Charlotte Rogan aborde ici le thème de la survie et des limites de la morale humaine dans des conditions extrêmes. Elle s’est ici inspirée d’affaires criminelles du XIXème siècle (Voir interview) où des marins naufragés étaient traduits en justice devant les tribunaux. Les comptes rendus montrent que pendant des années, il était jugé acceptable de tuer d’autres personnes pour survivre à partir du moment où le choix était équitable, suite à un tirage au sort par exemple. Toutefois à la fin du siècle, ces décisions favorables aux accusés ont commencé à se faire plus rares dans la mesure où les tribunaux ont remarqué que le choix prétendu équitable, désignait souvent les plus faibles. Une idée reprise par l’auteur lors du choix des « sacrifiés » à la courte paille. Grace émet d’ailleurs ses doutes concernant ce hasard arrangeant. L’auteur, par l’intermédiaire de la narratrice, pose cette question dérangeante : jusqu’où serions-nous prêt à aller pour survivre ? Comment réagir lorsque la morale disparaît au profit d’un état de nature où règne la loi du plus fort ?

 

Une question qui devient de plus en plus obsédante au fur et à mesure des chapitres. De façon insidieuse, l’auteur dépeint le cheminement qui mène à un meurtre, pas vraiment voulu mais nécessaire. L’action se déroule lentement : les premiers chapitres retracent le naufrage, l’installation dans le canot dans l’attente des secours qui ne devrait pas tarder. Puis au fur et à mesure que le temps s’étire, qu’il devient évident que ces derniers n’arriveront pas, la tension psychologique grandit parallèlement à celle se développant entre les survivants.

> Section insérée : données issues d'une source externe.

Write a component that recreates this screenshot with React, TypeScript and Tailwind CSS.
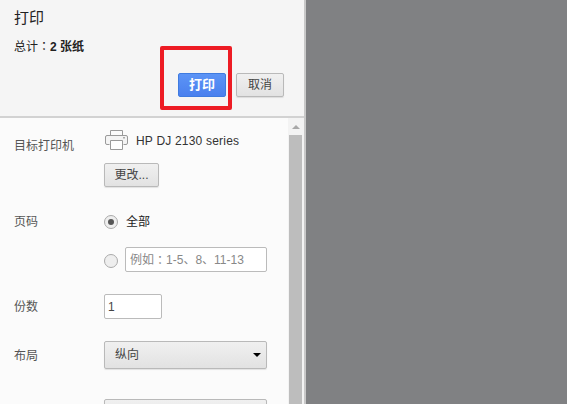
const font = "font-['Liberation_Sans','Noto_Sans_CJK_SC',sans-serif]"
const colon = "font-['Noto_Sans_CJK_TC',sans-serif]"

function PrinterIcon() {
  return (
    <svg width="23" height="20" viewBox="0 0 23 20" fill="none" stroke="#9a9a9a" strokeWidth="1" className="mb-[3px] ml-[1px]">
      <path d="M5.5 5.5V0.5H17.5V5.5" />
      <path d="M4.5 14.5H2A1.5 1.5 0 0 1 0.5 13V7A1.5 1.5 0 0 1 2 5.5H21A1.5 1.5 0 0 1 22.5 7V13A1.5 1.5 0 0 1 21 14.5H18.5" fill="#f4f4f4" />
      <path d="M5.5 10.5H17.5V19.5H5.5Z" fill="#fff" />
      <rect x="18" y="7" width="2" height="1.5" fill="#aaa" stroke="none" />
    </svg>
  )
}

function Row({
  label,
  className,
  labelClass,
  children,
}: {
  label: string
  className: string
  labelClass?: string
  children?: React.ReactNode
}) {
  return (
    <div className={`flex ${className}`}>
      <div className={`w-[90px] shrink-0 text-[12px] leading-[18px] text-[#555] ${labelClass ?? ""}`}>{label}</div>
      <div className="flex-1">{children}</div>
    </div>
  )
}

const buttonCls =
  "rounded-[2px] border border-[#b9b9b9] bg-gradient-to-b from-[#f0f0f0] to-[#e2e2e2] text-[12px] text-[#444] shadow-[0_1px_1px_rgba(0,0,0,0.1)]"

export default function App() {
  return (
    <div className={`relative flex h-[404px] w-[567px] overflow-hidden bg-[#808183] ${font}`}>
      <div className="flex h-full w-[304px] shrink-0 flex-col overflow-hidden bg-[#fbfbfb]">
        <div className="h-[118px] shrink-0 border-b-2 border-[#d2d2d2] bg-[#f5f5f5] pl-[14px] pr-[20px] pt-[9px]">
          <h1 className="text-[15px] leading-[18px] font-normal text-[#222]">打印</h1>
          <p className="mt-[10px] text-[12px] leading-[18px] text-[#222]">
            总计<span className={colon}>：</span>
            <b>2 张纸</b>
          </p>
          <div className="mt-[17px] flex justify-end gap-[10px]">
            <button className="h-[24px] w-[48px] rounded-[2px] border border-[#3f7be0] bg-gradient-to-b from-[#5c94f6] to-[#4a80ee] text-[13px] font-bold text-white">
              打印
            </button>
            <button className={`h-[24px] w-[48px] ${buttonCls}`}>取消</button>
          </div>
        </div>

        <div className="flex min-h-0 flex-1">
          <div className="flex-1 overflow-hidden pl-[14px] pt-[11px]">
            <Row label="目标打印机" className="" labelClass="pt-[8px]">
              <div className="flex h-[24px] items-center gap-[8px]">
                <PrinterIcon />
                <span className="text-[12px] tracking-[0.2px] text-[#333]">HP DJ 2130 series</span>
              </div>
              <button className={`mt-[10px] h-[24px] w-[55px] ${buttonCls}`}>更改...</button>
            </Row>
            <Row label="页码" className="mt-[26px]">
              <div className="flex h-[18px] items-center gap-[8px]">
                <span className="flex h-[14px] w-[14px] items-center justify-center rounded-full border border-[#aaa] bg-[#eee]">
                  <span className="h-[6px] w-[6px] rounded-full bg-[#555]" />
                </span>
                <span className="text-[12px] text-[#222]">全部</span>
              </div>
              <div className="mt-[16px] flex items-center gap-[7px]">
                <span className="mt-[3px] h-[14px] w-[14px] rounded-full border border-[#aaa] bg-[#eee]" />
                <div className="flex h-[25px] w-[142px] items-center rounded-[2px] border border-[#bbb] bg-white pl-[4px] text-[12px] text-[#888]">
                  例如<span className={colon}>：</span>1-5、8、11-13
                </div>
              </div>
            </Row>
            <Row label="份数" className="mt-[22px]" labelClass="pt-[4px]">
              <div className="flex h-[25px] w-[58px] items-center rounded-[2px] border border-[#bbb] bg-white pl-[3px] text-[12px] text-[#444]">
                1
              </div>
            </Row>
            <Row label="布局" className="mt-[22px]" labelClass="pt-[6px]">
              <div className={`flex h-[28px] w-[163px] items-center justify-between pl-[10px] pr-[5px] ${buttonCls}`}>
                <span>纵向</span>
                <span className="h-0 w-0 border-x-[4px] border-t-[4px] border-x-transparent border-t-black" />
              </div>
            </Row>
            <Row label="" className="mt-[30px]">
              <div className={`h-[28px] w-[163px] ${buttonCls}`} />
            </Row>
          </div>
          <div className="flex w-[16px] shrink-0 flex-col bg-[#f3f3f3] pl-[1px] pr-[2px]">
            <div className="flex h-[17px] items-center justify-center">
              <span className="h-0 w-0 border-x-[4px] border-b-[4px] border-x-transparent border-b-[#a8a8a8]" />
            </div>
            <div className="flex-1 bg-[#bdbdbd]" />
          </div>
        </div>
      </div>
      <div className="h-full w-[2px] shrink-0 bg-[#c8c8c8]" />

      <div className="absolute left-[160px] top-[46px] h-[64px] w-[72px] rounded-[2px] border-[4px] border-[#ed1c24]" />
    </div>
  )
}
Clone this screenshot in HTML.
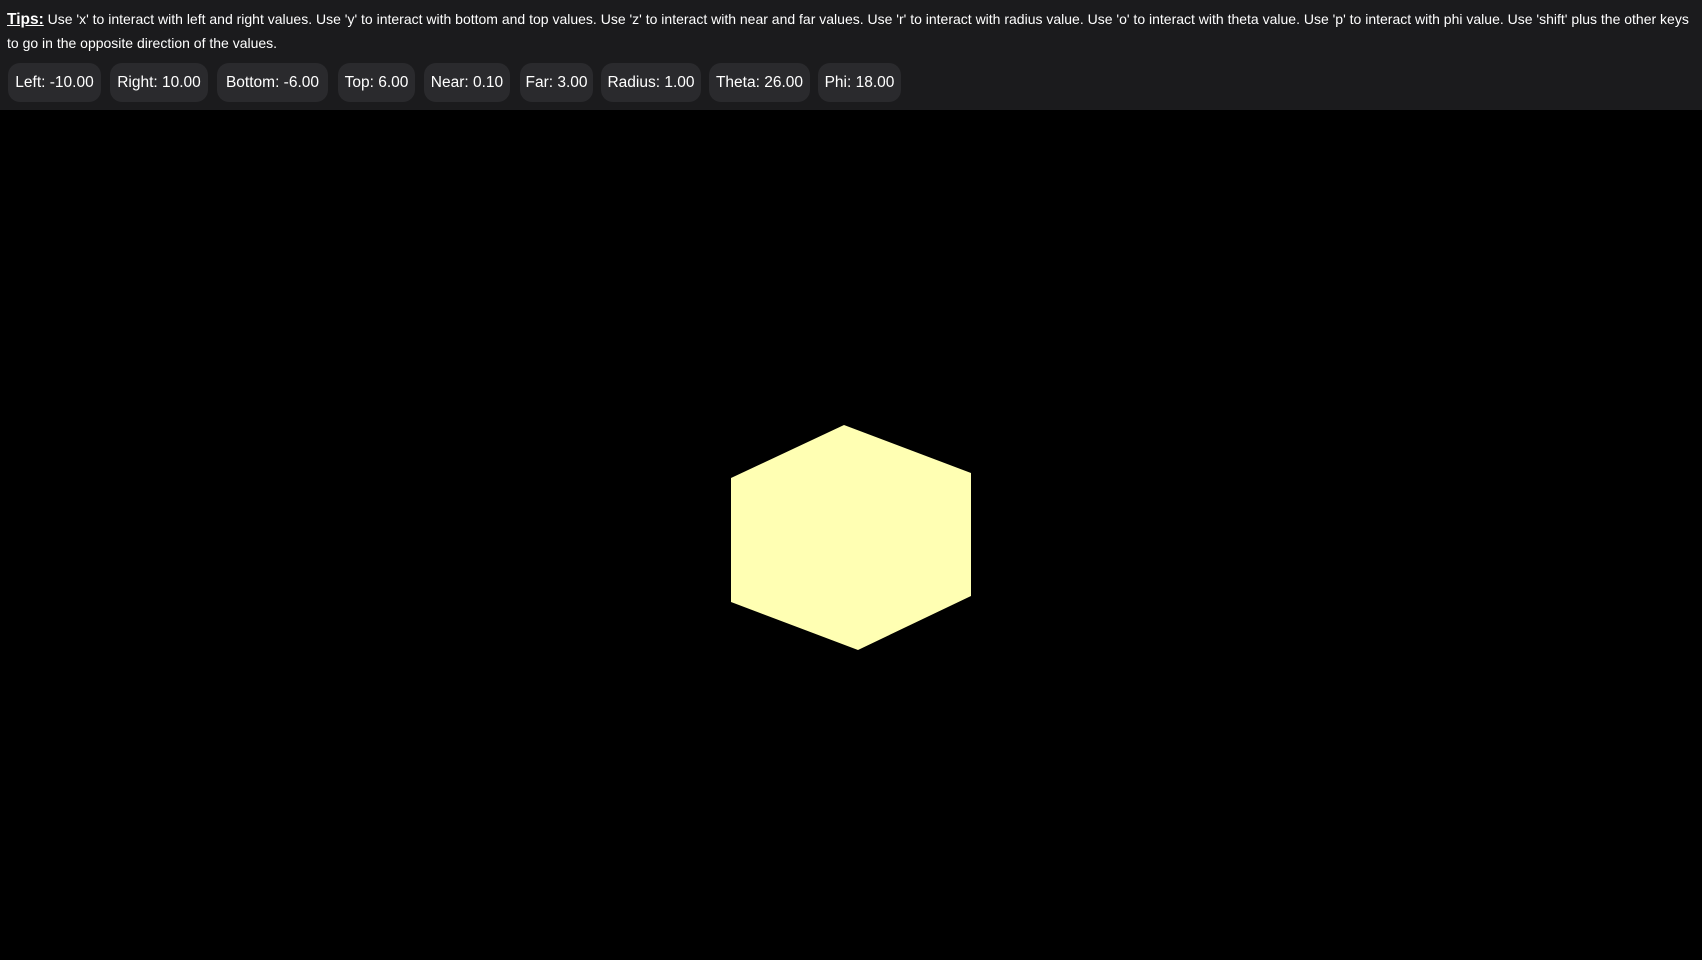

L’objectif est de rapprocher au plus prêt le lecteur de l’isolement de Grace face aux événements. La narratrice n’essaye pas de se justifier réellement : elle veut juste retracer les événements jusqu’à l’événement qui l’a conduit devant le tribunal. Ni bonne, ni mauvaise, pas plus courageuse qu’une autre, Grace n’est pas une héroïne. Sa survie, elle la doit surtout à son endurance et à sa capacité d’adaptation. Une capacité qui va lui permettre de survivre également au procès, un procès où le sexe faible est mis en accusation. Sans en révéler trop, l’on se rend rapidement compte que le statut de survivante et de femme font des trois accusées des coupables parfaites comme le montre la répartition des témoignages à charge et à décharge.

 

Le point de vue de J.M Coetzee, prix Nobel de littérature en 2003, se comprend donc parfaitement : « Charlotte Rogan narre le naufrage et la survie avec une feinte simplicité pour mieux dépeindre notre tendance naturelle à l’aveuglement. » Un mystère cependant demeure : qui est véritablement Hardie ? Plusieurs pistes sont lancées et l’on en vient même à se demander s’il n’est pas responsable du naufrage du paquebot. Bien que fictif, Les accusées est donc un roman fort qui interroge sur notre instinct de survie dans la lignée Les survivants de Piers Paul Read.

 

Julie Lecanu

 

Charlotte Rogan, Les accusées, traduit de l’anglais par Vincent Hugon, Fleuve noir, août 2012, 272 pages, 18,50 euros.